Geostationary communications satellite

Intelsat VA F-14, was a communications satellite operated by Intelsat. Launched in 1986, it was the fourteenth of fifteen Intelsat V satellites to be launched. The Intelsat V series was constructed by Ford Aerospace, based on the Intelsat VA satellite bus. Intelsat VA F-14 was part of an advanced series of satellites designed to provide greater telecommunications capacity for Intelsat's global network.

== Satellite ==
The satellite was box-shaped, measuring 1.66 by 2.1 by 1.77 metres; solar arrays spanned 15.9 metres tip to tip. The arrays, supplemented by nickel-hydrogen batteries during eclipse, provided 1800 watts of power at mission onset, approximately 1280 watts at the end of its seven-year design life. The payload housed 26 C-band and 6 Ku-band transponders. It could accommodate 15,000 two-way voice circuits and two TV channels simultaneously. It also provided maritime communications for ships at sea.

== Launch ==
The satellite was successfully launched into space on 31 May 1986, at 00:53:03 UTC, by means of an Ariane 2 vehicle from the Centre Spatial Guyanais, Kourou, French Guiana. It had a launch mass of 1981 kg.
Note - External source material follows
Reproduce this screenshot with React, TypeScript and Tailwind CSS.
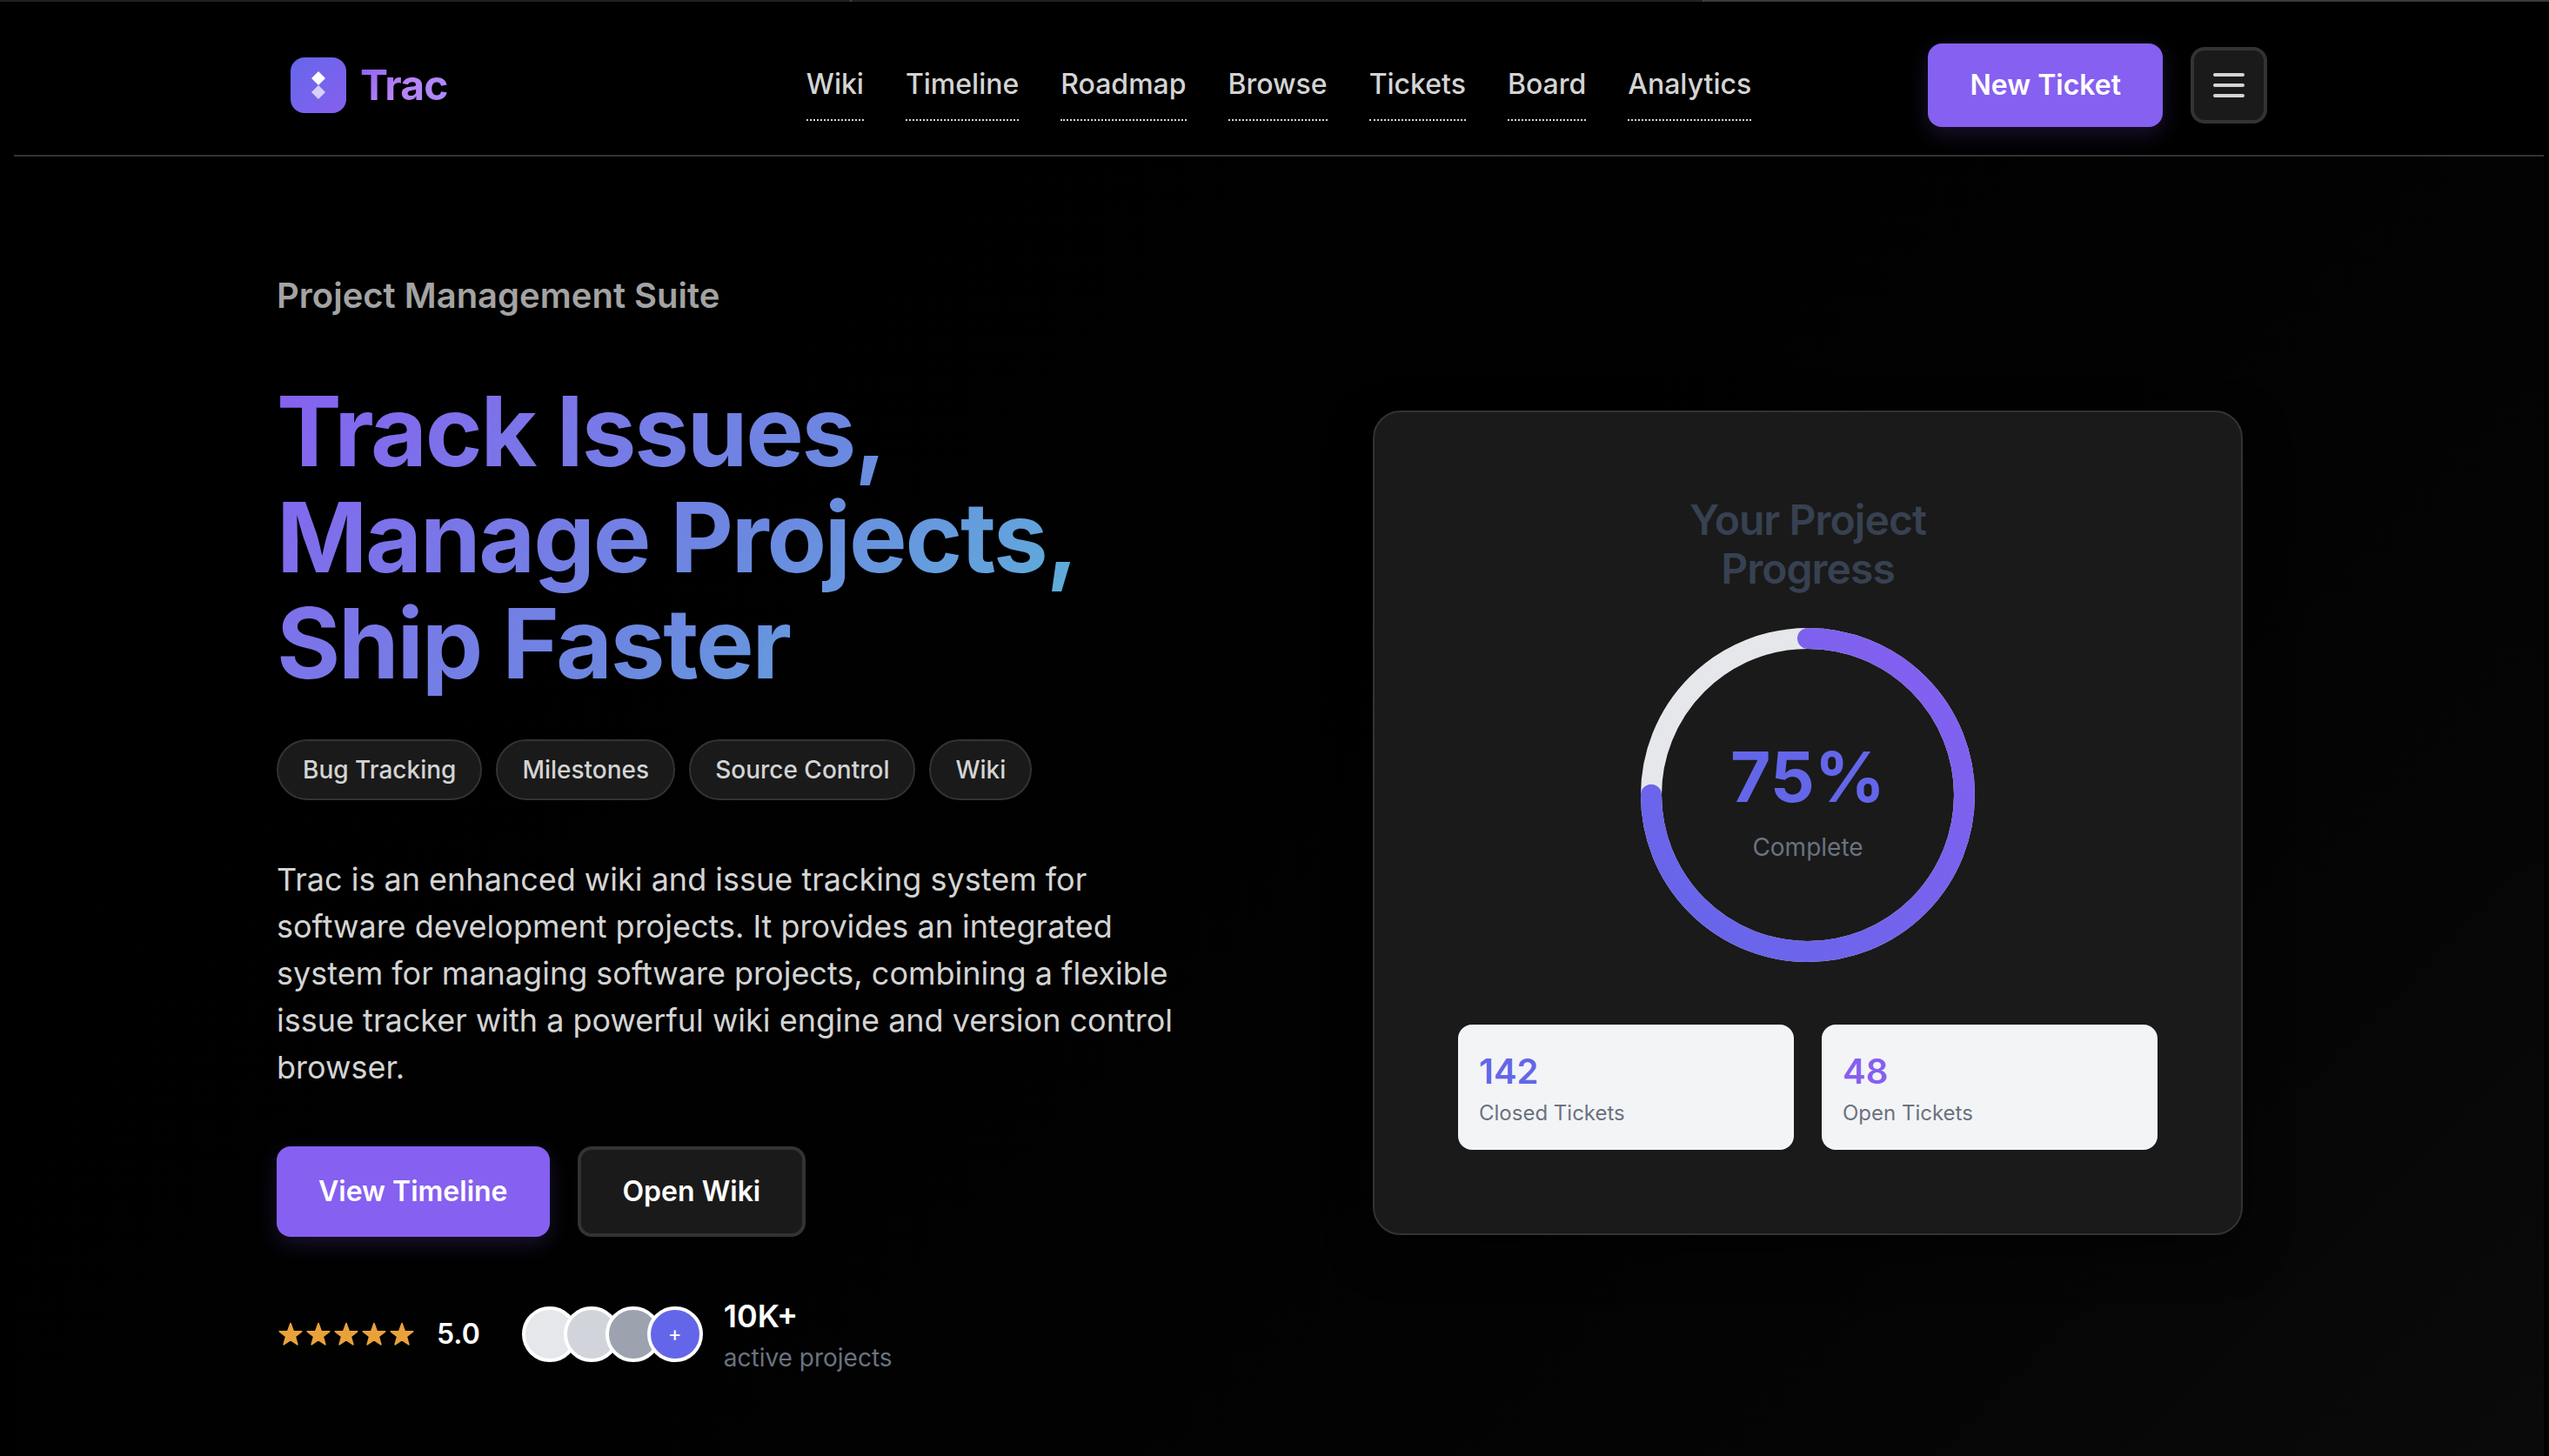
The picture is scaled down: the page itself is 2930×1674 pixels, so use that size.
import React from "react";

const NAV = ["Wiki", "Timeline", "Roadmap", "Browse", "Tickets", "Board", "Analytics"];
const FEATURES = ["Bug Tracking", "Milestones", "Source Control", "Wiki"];
const STATS = [
  { value: "142", label: "Closed Tickets", color: "text-[#6466e9]" },
  { value: "48", label: "Open Tickets", color: "text-[#8660f0]" },
];

function Logo() {
  return (
    <a href="#" className="flex items-center gap-4 justify-self-start">
      <span className="grid size-16 place-items-center rounded-2xl bg-linear-135 from-[#6466e9] to-[#8660f0]">
        <svg viewBox="0 0 32 32" className="size-8" aria-hidden="true">
          <path d="M16 0l8 8-8 8-8-8z" fill="#fff" />
          <path d="M16 16l8 8-8 8-8-8z" fill="#fff" fillOpacity="0.7" />
        </svg>
      </span>
      <span className="bg-linear-135 from-[#8660f0] via-[#b983f8] to-[#a78bfa] bg-clip-text text-5xl leading-[58px] font-bold tracking-[-0.02em] text-transparent">
        Trac
      </span>
    </a>
  );
}

function Header() {
  return (
    <header className="border-b-2 border-[#333] bg-black">
      <div className="mx-auto grid max-w-[2400px] grid-cols-[1fr_auto_1fr] items-center px-16 pt-12 pb-8">
        <Logo />
        <nav className="flex gap-12" aria-label="Main">
          {NAV.map((item) => (
            <a
              key={item}
              href="#"
              className="border-b-2 border-dotted border-[#d4d4d4] py-4 text-[32px] leading-[48px] font-medium text-[#d4d4d4]"
            >
              {item}
            </a>
          ))}
        </nav>
        <div className="flex items-center gap-8 justify-self-end">
          <button className="rounded-2xl bg-[#8660f0] px-12 py-6 text-[32px] leading-[48px] font-semibold text-white shadow-[0_8px_24px_rgba(134,96,240,0.2)]">
            New Ticket
          </button>
          <button
            aria-label="Menu"
            className="flex size-[88px] flex-col items-center justify-center gap-2 rounded-2xl border-4 border-[#333] bg-[#1a1a1a]"
          >
            <span className="h-1 w-9 rounded-sm bg-[#d4d4d4]" />
            <span className="h-1 w-9 rounded-sm bg-[#d4d4d4]" />
            <span className="h-1 w-9 rounded-sm bg-[#d4d4d4]" />
          </button>
        </div>
      </div>
    </header>
  );
}

function Star() {
  return (
    <svg viewBox="0 0 32 32" className="size-8" aria-hidden="true">
      <path
        d="M16 3.6L19.29 12.47L28.74 12.86L21.33 18.73L23.88 27.84L16 22.6L8.12 27.84L10.67 18.73L3.26 12.86L12.71 12.47Z"
        fill="#e9a23b"
        stroke="#e9a23b"
        strokeWidth="1.6"
        strokeLinejoin="round"
      />
    </svg>
  );
}

function SocialProof() {
  return (
    <div className="mt-16 flex items-center gap-12">
      <div className="flex items-center gap-6">
        <div className="flex" role="img" aria-label="Five stars">
          {[0, 1, 2, 3, 4].map((i) => (
            <Star key={i} />
          ))}
        </div>
        <span className="text-[32px] leading-[48px] font-semibold text-white">5.0</span>
      </div>
      <div className="flex items-center gap-6">
        <div className="flex -space-x-4">
          <span className="size-16 rounded-full border-4 border-white bg-[#e5e7eb]" />
          <span className="size-16 rounded-full border-4 border-white bg-[#d1d5db]" />
          <span className="size-16 rounded-full border-4 border-white bg-[#9ca3af]" />
          <span className="grid size-16 place-items-center rounded-full border-4 border-white bg-[#6466e9] text-2xl text-white">
            +
          </span>
        </div>
        <div>
          <div className="text-4xl leading-[54px] font-semibold text-white">10K+</div>
          <div className="text-[28px] leading-[42px] text-[#6b7280]">active projects</div>
        </div>
      </div>
    </div>
  );
}

function Intro() {
  return (
    <section>
      <p className="text-[40px] leading-[60px] font-semibold text-[#a3a3a3]">Project Management Suite</p>
      <h1 className="mt-16 bg-linear-135 from-[#8660f0] from-0% via-[#6b88e0] via-50% to-[#4fc4d4] to-100% bg-clip-text text-[112px] leading-[122px] font-bold tracking-[-0.02em] text-transparent">
        Track Issues,
        <br />
        Manage Projects,
        <br />
        Ship Faster
      </h1>
      <ul className="mt-[50px] flex flex-wrap gap-4">
        {FEATURES.map((feature) => (
          <li
            key={feature}
            className="rounded-full border-2 border-[#333] bg-[#1a1a1a] px-7 py-3 text-[28px] leading-[42px] font-medium text-[#d4d4d4]"
          >
            {feature}
          </li>
        ))}
      </ul>
      <p className="mt-16 text-4xl leading-[54px] text-[#d4d4d4]">
        Trac is an enhanced wiki and issue tracking system for software development projects. It provides an
        integrated system for managing software projects, combining a flexible issue tracker with a powerful
        wiki engine and version control browser.
      </p>
      <div className="mt-16 flex gap-8">
        <button className="rounded-2xl bg-[#8660f0] px-12 py-7 text-[32px] leading-[48px] font-semibold text-white shadow-[0_8px_24px_rgba(134,96,240,0.2)]">
          View Timeline
        </button>
        <button className="rounded-2xl border-4 border-[#333] bg-[#1a1a1a] px-12 py-6 text-[32px] leading-[48px] font-semibold text-white">
          Open Wiki
        </button>
      </div>
      <SocialProof />
    </section>
  );
}

function ProgressRing() {
  const length = 2 * Math.PI * 180;
  return (
    <div className="relative mx-auto mt-8 size-[400px]">
      <svg viewBox="0 0 400 400" className="size-full -rotate-90" aria-hidden="true">
        <defs>
          <linearGradient id="ring" x1="0" y1="0" x2="1" y2="1">
            <stop offset="0" stopColor="#6466e9" />
            <stop offset="1" stopColor="#8660f0" />
          </linearGradient>
        </defs>
        <circle cx="200" cy="200" r="180" fill="none" stroke="#e5e7eb" strokeWidth="24" />
        <circle
          cx="200"
          cy="200"
          r="180"
          fill="none"
          stroke="url(#ring)"
          strokeWidth="24"
          strokeLinecap="round"
          strokeDasharray={length}
          strokeDashoffset={length * 0.25}
        />
      </svg>
      <div className="absolute inset-0 flex flex-col items-center justify-center">
        <div className="text-[80px] leading-[120px] font-bold text-[#6466e9]">75%</div>
        <div className="text-[28px] leading-[42px] text-[#6b7280]">Complete</div>
      </div>
    </div>
  );
}

function ProgressCard() {
  return (
    <section className="mx-auto w-full max-w-[1000px] rounded-[32px] border-2 border-[#333] bg-[#1a1a1a] p-24 shadow-[0_20px_50px_rgba(0,0,0,0.5)]">
      <h2 className="text-center text-5xl leading-14 font-semibold tracking-[-0.02em] text-[#374151]">
        Your Project
        <br />
        Progress
      </h2>
      <ProgressRing />
      <div className="mt-16 grid grid-cols-2 gap-8">
        {STATS.map((stat) => (
          <div key={stat.label} className="rounded-2xl bg-[#f3f4f6] p-6">
            <div className={`text-[40px] leading-[60px] font-semibold ${stat.color}`}>{stat.value}</div>
            <div className="text-2xl leading-9 text-[#6b7280]">{stat.label}</div>
          </div>
        ))}
      </div>
    </section>
  );
}

export default function App() {
  return (
    <div className="flex min-h-screen flex-col bg-black font-[Inter,sans-serif]">
      <div
        className="grid h-0.5 shrink-0 grid-cols-[979fr_980fr_971fr] divide-x-2 divide-[#444]"
        aria-hidden="true"
      >
        <span className="bg-[#222]" />
        <span className="bg-[#222]" />
        <span className="bg-[#3a3a3a]" />
      </div>
      <div className="flex grow flex-col pr-1.5 pl-4">
        <Header />
        <main className="grow bg-linear-135 from-black to-[#0a0a0a]">
          <div className="mx-auto grid max-w-[2400px] grid-cols-2 items-center gap-32 px-12 pt-[130px] pb-16">
            <Intro />
            <ProgressCard />
          </div>
        </main>
      </div>
    </div>
  );
}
During the Ariane 2 maiden flight, the third stage had a partial ignition followed by another ignition above nominal pressure which led to the engine's failure and the destruction of the launcher.

== Investigation ==
Because the upper stage of the Ariane 2 was shared with the other Ariane rockets, all flights were suspended until 16 September 1987. As a result of an investigation into the ignition irregularities, it was decided that installing more powerful igniters would sufficiently rectify the issue.